-- Records to process start --
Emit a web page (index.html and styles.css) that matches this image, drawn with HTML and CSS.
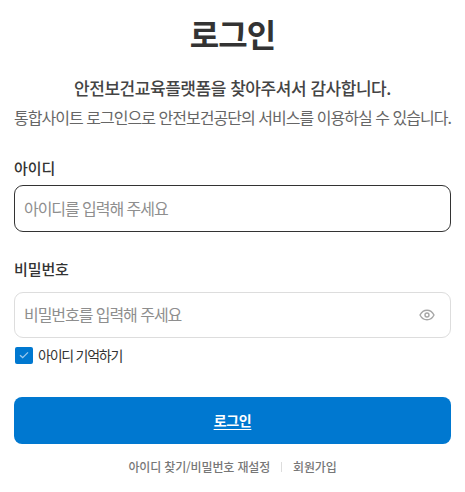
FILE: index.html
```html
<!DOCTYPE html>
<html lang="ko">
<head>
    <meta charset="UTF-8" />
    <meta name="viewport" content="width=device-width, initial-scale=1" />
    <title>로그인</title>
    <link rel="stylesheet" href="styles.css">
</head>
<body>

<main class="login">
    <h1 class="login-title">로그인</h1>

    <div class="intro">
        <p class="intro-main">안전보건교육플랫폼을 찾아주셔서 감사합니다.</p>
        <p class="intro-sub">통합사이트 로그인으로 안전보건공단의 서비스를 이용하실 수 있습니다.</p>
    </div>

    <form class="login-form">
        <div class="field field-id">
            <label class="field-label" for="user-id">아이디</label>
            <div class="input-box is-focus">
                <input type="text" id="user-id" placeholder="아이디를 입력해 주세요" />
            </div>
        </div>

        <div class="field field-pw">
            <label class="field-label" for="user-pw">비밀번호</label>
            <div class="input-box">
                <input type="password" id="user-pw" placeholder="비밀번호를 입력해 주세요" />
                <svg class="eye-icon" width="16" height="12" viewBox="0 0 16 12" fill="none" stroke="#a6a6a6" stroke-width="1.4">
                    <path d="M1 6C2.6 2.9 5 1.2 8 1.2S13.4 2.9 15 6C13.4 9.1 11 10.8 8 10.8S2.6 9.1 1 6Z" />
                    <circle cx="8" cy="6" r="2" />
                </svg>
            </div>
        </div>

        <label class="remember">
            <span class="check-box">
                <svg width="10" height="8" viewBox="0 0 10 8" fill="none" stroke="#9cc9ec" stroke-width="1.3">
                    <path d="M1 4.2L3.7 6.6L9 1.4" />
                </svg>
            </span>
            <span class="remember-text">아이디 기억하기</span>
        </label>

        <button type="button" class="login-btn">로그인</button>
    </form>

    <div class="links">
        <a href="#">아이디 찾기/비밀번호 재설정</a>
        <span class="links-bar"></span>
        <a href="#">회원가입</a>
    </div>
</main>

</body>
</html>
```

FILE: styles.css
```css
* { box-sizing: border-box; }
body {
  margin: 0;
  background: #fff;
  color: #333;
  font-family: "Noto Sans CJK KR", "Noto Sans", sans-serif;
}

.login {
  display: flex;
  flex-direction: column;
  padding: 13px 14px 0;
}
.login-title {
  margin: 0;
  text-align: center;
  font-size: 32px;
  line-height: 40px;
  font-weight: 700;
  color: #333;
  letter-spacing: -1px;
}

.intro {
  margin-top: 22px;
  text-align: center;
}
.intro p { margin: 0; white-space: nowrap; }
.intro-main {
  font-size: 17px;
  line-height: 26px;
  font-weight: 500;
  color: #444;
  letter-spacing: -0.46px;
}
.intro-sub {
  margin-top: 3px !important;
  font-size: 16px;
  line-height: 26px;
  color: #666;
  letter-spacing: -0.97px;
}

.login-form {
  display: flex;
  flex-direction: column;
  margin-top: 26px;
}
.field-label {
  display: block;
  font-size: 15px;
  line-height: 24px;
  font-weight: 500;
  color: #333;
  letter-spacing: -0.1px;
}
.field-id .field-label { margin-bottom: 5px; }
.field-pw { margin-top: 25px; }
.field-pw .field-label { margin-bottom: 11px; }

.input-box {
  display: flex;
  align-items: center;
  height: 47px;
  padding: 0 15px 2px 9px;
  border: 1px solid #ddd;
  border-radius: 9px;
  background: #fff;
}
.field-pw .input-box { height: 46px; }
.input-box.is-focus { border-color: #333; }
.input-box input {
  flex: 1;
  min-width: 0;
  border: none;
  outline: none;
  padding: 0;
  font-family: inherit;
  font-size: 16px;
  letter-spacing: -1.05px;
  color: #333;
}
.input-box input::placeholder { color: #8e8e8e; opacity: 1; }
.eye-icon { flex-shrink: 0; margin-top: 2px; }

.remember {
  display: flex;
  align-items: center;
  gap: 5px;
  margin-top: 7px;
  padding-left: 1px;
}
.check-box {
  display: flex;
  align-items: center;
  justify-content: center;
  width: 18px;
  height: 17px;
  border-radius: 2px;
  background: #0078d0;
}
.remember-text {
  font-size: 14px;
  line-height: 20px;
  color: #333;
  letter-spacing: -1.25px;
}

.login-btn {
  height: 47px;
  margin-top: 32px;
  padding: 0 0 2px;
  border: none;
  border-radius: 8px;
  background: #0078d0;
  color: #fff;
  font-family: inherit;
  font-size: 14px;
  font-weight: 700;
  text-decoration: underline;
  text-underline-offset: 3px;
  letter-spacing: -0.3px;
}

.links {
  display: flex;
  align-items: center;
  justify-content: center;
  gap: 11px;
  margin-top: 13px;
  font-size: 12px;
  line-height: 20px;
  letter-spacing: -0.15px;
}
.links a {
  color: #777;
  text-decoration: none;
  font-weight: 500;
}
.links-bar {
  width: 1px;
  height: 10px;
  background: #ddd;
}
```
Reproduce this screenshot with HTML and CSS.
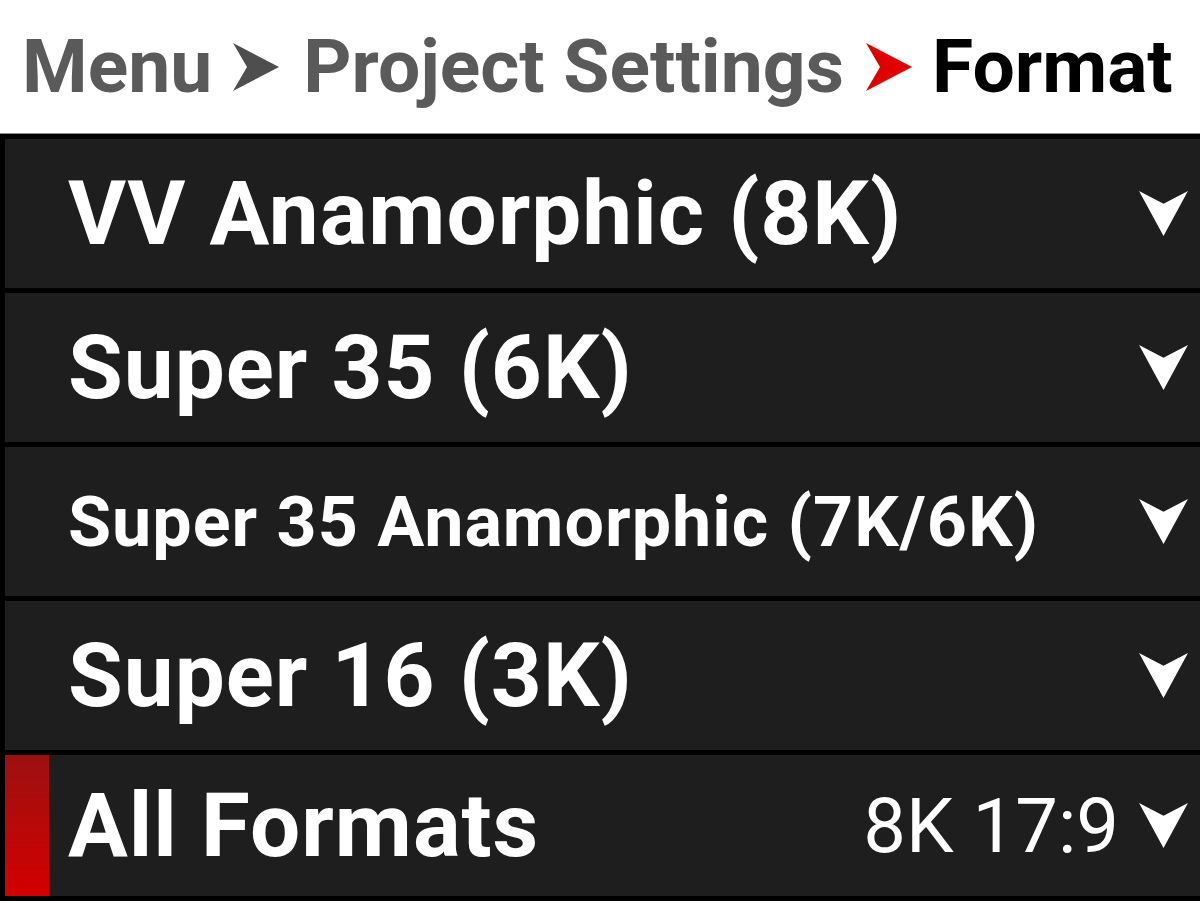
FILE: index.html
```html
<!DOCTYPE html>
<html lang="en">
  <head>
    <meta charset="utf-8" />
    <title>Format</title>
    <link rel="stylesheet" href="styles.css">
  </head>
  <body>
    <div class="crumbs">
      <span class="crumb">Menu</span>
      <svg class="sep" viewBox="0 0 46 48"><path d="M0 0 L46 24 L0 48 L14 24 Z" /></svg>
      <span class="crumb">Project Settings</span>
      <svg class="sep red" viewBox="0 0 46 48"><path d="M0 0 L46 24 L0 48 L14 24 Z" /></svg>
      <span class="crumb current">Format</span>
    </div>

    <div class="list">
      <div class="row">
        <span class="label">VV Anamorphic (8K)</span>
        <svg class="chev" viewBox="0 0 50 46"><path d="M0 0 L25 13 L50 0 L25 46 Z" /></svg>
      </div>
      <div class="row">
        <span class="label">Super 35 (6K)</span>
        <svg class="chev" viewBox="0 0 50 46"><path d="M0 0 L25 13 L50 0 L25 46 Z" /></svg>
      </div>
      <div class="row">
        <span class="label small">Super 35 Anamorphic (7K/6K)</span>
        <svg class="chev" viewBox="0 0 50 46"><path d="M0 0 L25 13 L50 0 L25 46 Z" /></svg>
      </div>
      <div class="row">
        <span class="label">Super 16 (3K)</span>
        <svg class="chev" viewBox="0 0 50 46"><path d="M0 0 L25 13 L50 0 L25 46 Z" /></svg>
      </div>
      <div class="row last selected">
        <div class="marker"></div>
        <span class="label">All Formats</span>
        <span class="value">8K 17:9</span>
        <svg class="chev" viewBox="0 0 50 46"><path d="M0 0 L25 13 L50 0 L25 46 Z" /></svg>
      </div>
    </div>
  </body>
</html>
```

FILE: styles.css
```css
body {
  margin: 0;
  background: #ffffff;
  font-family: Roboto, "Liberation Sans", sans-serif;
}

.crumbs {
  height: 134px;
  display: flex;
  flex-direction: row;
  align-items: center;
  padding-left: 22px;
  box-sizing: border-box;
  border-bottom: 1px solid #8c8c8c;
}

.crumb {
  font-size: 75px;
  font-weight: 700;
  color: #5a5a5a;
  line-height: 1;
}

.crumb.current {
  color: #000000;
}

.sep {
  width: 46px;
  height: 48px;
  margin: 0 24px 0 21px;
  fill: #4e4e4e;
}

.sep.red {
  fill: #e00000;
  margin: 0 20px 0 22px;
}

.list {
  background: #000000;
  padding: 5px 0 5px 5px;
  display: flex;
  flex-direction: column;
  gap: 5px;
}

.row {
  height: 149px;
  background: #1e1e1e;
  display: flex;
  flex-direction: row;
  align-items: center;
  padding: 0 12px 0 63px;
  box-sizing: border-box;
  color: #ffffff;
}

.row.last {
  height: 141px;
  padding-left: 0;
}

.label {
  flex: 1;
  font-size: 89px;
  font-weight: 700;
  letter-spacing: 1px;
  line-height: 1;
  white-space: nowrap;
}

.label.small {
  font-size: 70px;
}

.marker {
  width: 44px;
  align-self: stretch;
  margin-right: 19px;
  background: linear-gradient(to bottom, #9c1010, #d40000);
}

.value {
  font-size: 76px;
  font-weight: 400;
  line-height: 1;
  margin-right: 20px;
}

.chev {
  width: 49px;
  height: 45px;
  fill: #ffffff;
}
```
-- Records to process end --
### What to do
Copy each line of the listing that contains the string "with".

### Answer to the problem
Emit a web page (index.html and styles.css) that matches this image, drawn with HTML and CSS.
Reproduce this screenshot with HTML and CSS.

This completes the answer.